Bureau of the Budget hired me not to work on the Bureau of Reclamation
budget, but to work as an examiner on the Corps' program. And we had
Charlie Warner and Floyd Peterson, both of whom had had that experience in
Corps offices.
But we didn't leave it at that. Every year, every member of the staff went out
to the field for three or four weeks to look at the projects and become familiar
with the program. That was the plan, that we had staff that really knew
those programs. I went up and down the Missouri River one year and even
crawled up into the scroll cases of the turbines that were under construction at
the Garrison Dam. I don't know why, but that was my nature, to see what it
was like in there before the water came in.
And I went up and down the Mississippi. I remember seeing some places along
the Mississippi levees that seemed just like the old plantation days-Moon Bend
on the Mississippi River within a few miles of Memphis, for example. We
drove the levees maybe for miles or so south of Memphis.

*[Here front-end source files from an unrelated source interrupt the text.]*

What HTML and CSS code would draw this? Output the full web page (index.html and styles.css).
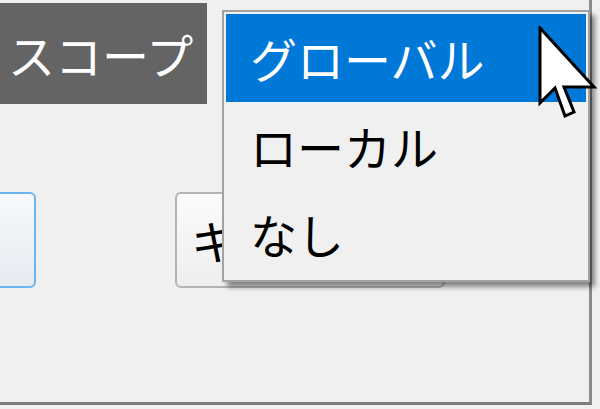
FILE: index.html
```html
<!DOCTYPE html>
<html lang="ja">
<head>
  <meta charset="UTF-8" />
  <title>スコープ</title>
  <link rel="stylesheet" href="styles.css">
</head>
<body>
  <div class="frame">
    <!-- Scope label -->
    <div class="label-row">
      <span class="scope-label">スコープ</span>
    </div>

    <!-- Buttons under the dropdown -->
    <div class="button-row">
      <div class="btn btn-focused"></div>
      <div class="btn btn-combo">キ</div>
    </div>

    <!-- Open dropdown list -->
    <ul class="dropdown">
      <li class="dropdown-item selected">グローバル</li>
      <li class="dropdown-item">ローカル</li>
      <li class="dropdown-item">なし</li>
    </ul>

    <!-- Mouse pointer -->
    <svg class="cursor" viewBox="0 0 62 94" width="62" height="94" xmlns="http://www.w3.org/2000/svg">
      <path d="M2 2 L2 77 L17 62 L27 90 L36 86 L26 61 L56 61 Z" fill="#fff" stroke="#000" stroke-width="3" stroke-linejoin="miter"/>
    </svg>
  </div>
</body>
</html>
```

FILE: styles.css
```css
/* Reset default styling */
* {
  margin: 0;
  padding: 0;
  box-sizing: border-box;
}

body {
  font-family: "Noto Sans CJK JP", "Noto Sans", sans-serif;
  background: #f0f0f0;
  color: #000;
  overflow: hidden;
}

/* Panel outline (right and bottom edges visible) */
.frame {
  position: relative;
  width: 592px;
  height: 405px;
  border-right: 3px solid #8a8a8a;
  border-bottom: 3px solid #7c7c7c;
  box-shadow: 0 3px 0 #b6b6b6;
}

.label-row {
  padding-top: 3px;
}

.scope-label {
  display: block;
  width: 207px;
  height: 101px;
  background: #646464;
  color: #fff;
  font-size: 47px;
  line-height: 101px;
  padding-left: 8px;
  white-space: nowrap;
}

.button-row {
  display: flex;
  gap: 139px;
  margin-top: 88px;
}

.btn {
  height: 96px;
  border-radius: 6px;
  font-size: 47px;
  line-height: 92px;
  white-space: nowrap;
}

.btn-focused {
  width: 130px;
  margin-left: -94px;
  border: 2px solid #6db5f0;
  background: linear-gradient(#f7f9fb, #e6ebf0);
}

.btn-combo {
  width: 270px;
  border: 2px solid #b4b4b4;
  background: linear-gradient(#fbfbfb, #eeeeee);
  padding-left: 14px;
}

/* Dropdown popup */
.dropdown {
  position: absolute;
  left: 222px;
  top: 10px;
  width: 368px;
  list-style: none;
  background: #f0f0f0;
  border: 2px solid #a2a2a2;
  padding: 2px;
  box-shadow: 5px 5px 5px rgba(0, 0, 0, 0.45);
}

.dropdown-item {
  height: 88px;
  font-size: 47px;
  line-height: 88px;
  padding-left: 24px;
  white-space: nowrap;
}

.dropdown-item.selected {
  background: #0078d7;
  color: #fff;
}

.cursor {
  position: absolute;
  left: 538px;
  top: 26px;
}
```
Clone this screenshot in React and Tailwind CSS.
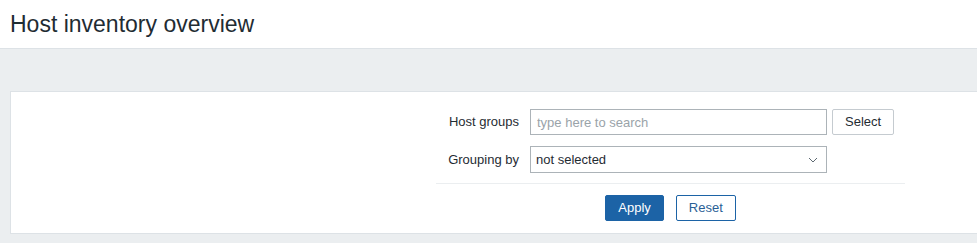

So the budget examiners really knew the programs very well. At that time, Joe
Tofani was the budget officer for the Corps, and we had a very good
length relationship. Incidentally, Joe had come to the Corps from the Bureau
of Reclamation and so we had a lot in common. I had known Joe off and on
since the middle Rio Grande fight when we first met, which would have been
1946 or `47, before the `48 act, anyway.
So we had a lot of respect for each other and we worked well together and the
Corps was very responsive because they knew that they couldn't put anything
over on us. At that time, I wasn't working on the Bureau of Reclamation
program at all, but the Bureau was always fighting us. The Bureau had been
fighting all the time because the Bureau of the Budget wanted to eliminate the
use of secondary benefits for project justification. They would write really
nasty letters back to the Department of the Interior, trying to stop projects like
Central Arizona and the Santa Barbara project in California. The Bureau of the
Budget, as I recall, rarely ever approved Bureau of Reclamation projects.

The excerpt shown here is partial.